A key issue that commonly arises, and on which this alert focuses, is whether a guarantee imposes what English law terms ‘primary’ or ‘secondary’ payment obligations. 

Authors: Alexander Sandiforth

Primary obligation 

If the guarantee imposes a primary obligation, typically the guarantor will have no choice but to pay against a compliant demand, as under English law such a guarantee operates to give rise to autonomous obligations.  Subject to the wording that the parties have agreed in the guarantee, a compliant demand may be nothing more than a written demand saying “I demand you pay me US$X.”  

Such type of payment instrument is better referred to as an ‘(on) demand’ or ‘performance’ bond.  It has the advantage that in the event of a dispute about whether there is an underlying liability, the party with the ability to make a demand should (assuming the guarantor is good for the money) have the benefit of fighting any dispute with money in its pocket, rather than first having to fight, obtain an arbitration award or court judgment and then possibly having to chase its money in enforcement proceedings.

Secondary obligation

By contrast, if the guarantee imposes a secondary obligation it might be described as a ‘see to it’ or ‘true’ guarantee.  The difference between a see to it (or true) guarantee and an on demand (or performance) bond is that the guarantor’s payment obligation under the former type of payment instrument is not autonomous.  

Instead, the guarantor is ‘seeing to it’ that the principal obligor’s obligations are met.  Thus, in the event of a dispute about liability, the party with the benefit of the guarantee will be chasing its money as it will first need to establish that the principal obligor has a liability.  Potentially this will mean a significant disadvantage in terms of time and money for the party seeking payment from the principal obligor and/or the guarantor. 

What type of guarantee have I got?

Under English law, commercial parties have two relatively recent Court of Appeal decisions to determine whether the guarantee creates a primary or secondary obligation.  These offer some, but not exhaustive, guidance.
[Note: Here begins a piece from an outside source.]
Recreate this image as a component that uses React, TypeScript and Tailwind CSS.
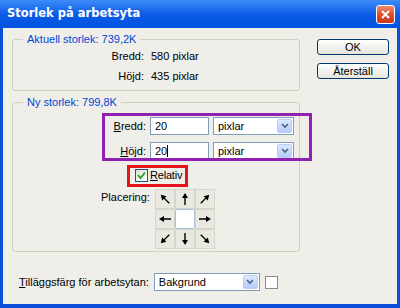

The first case holds that in a transaction outside the banking context involving a guarantee not containing language appropriate to describe an on demand (or performance) bond, there is a strong presumption that such a guarantee creates only a secondary liability and not a primary liability.  Thus, something described as a ‘parent company guarantee’ will, absent clear wording, likely be construed as creating a secondary obligation only (i.e., that the document will likely be a see to it guarantee) under English law.  This is the so-called Marubeni presumption.

By contrast, if the guarantee (1) is given by a bank, (2) relates to an underlying transaction between parties in different jurisdictions, (3) contains an undertaking to pay “on demand” and (4) does not contain clauses excluding or limiting the defences available to a guarantor, then there is a presumption that such a guarantee creates a primary obligation (i.e., that the document will likely be an “on demand” bond) under English law.  This is the so-called Wuhan presumption.

The difficulty with these presumptions is that often the guarantee contains factors which point to different conclusions.  Thus, for example, it is common to see “on demand” wording (suggesting a primary obligation), but also wording stating that the guarantee is not affected by variations or amendments to the underlying contract (suggesting a secondary obligation) which strike at point 4 of the Wuhan presumption.  Further, the fact that such documents are often headed with, for example, nebulous phrases (from a legal perspective) such as ‘payment guarantee’ and are not always issued by banks, adds further uncertainty.